Open kdave opened this issue 3 years ago • 3 comments

Clone of bug https://bugzilla.kernel.org/show_bug.cgi?id=83621

When issuing "btrfs filesystem resize max /" I get an error "error: unable to resize '/' - no such device" if the devid for the underlying partition is 2.

Fix: mention the exact devid in the command, which in my case implies changing the command to "btrfs filesystem resize 2:max /"

I assume I would not get this error on a clean situation (filesystem on one partition with devid of 1).

Reproducer steps:

$ mkfs.btrfs /dev/sda /sdb
$ mount /dev/sdb mnt
$ btrfs device delete 1 mnt
$ btrfs fi resize 2:-1G mnt
$ btrfs fi resize max mnt
ERROR: cannot find devid: 1
ERROR: unable to resize 'mnt': No such device

kdave avatar May 20 '22 14:05 kdave

Some how I think this might be related to something I was experiencing with a failed filesystem, but was due to user input and not BTRFS it self. My kernel log was showing David 1 was missing but BTRFS filesystem show was not showing david1 missing.

fixapc avatar May 21 '22 00:05 fixapc

I had the same error on a filesystem that no longer has a device with devid=1. The command always fails to resize without a devid.

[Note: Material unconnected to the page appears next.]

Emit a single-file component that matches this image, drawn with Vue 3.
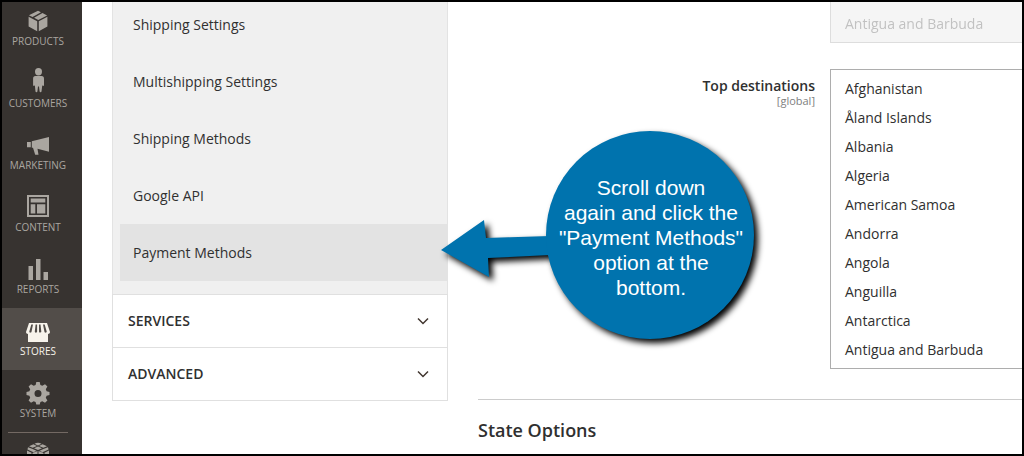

btrfs filesystem resize 4:max /mnt/btrfs-raid1/
Resize device id 4 (/dev/sdd1) from 500.00GiB to max

btrfs filesystem show /mnt/btrfs-raid1/
Label: none  uuid: xx
        Total devices 3 FS bytes used 209.64GiB
        devid    3 size 500.00GiB used 192.03GiB path /dev/sdc1
        devid    4 size 12.73TiB used 195.03GiB path /dev/sdd1
        devid    5 size 14.55TiB used 39.00GiB path /dev/sde1

btrfs filesystem resize max /mnt/btrfs-raid1/
ERROR: cannot find devid: 1
ERROR: unable to resize '/mnt/btrfs-raid1/': No such device

Elfe avatar Jun 28 '22 20:06 Elfe

In manual, using resize command, if you don't provide devid, it use 1 by default.

If max is passed, the filesystem will occupy all available space on the device respecting devid (remember, devid 1 by default).

In code, it cannot pass checking resize args in userspace check_resize_args(). also same as in kernel space.

realwakka avatar Aug 03 '22 05:08 realwakka

Now implemented in devel, if the devid 1 does not exist in the filesystem and the resize string does not specify the number, then the lowest devid is used (and a warning printed). This is a slight change in behaviour and it's possible that something depends on the failure but that would be a strange case, the fallback is for user convenience.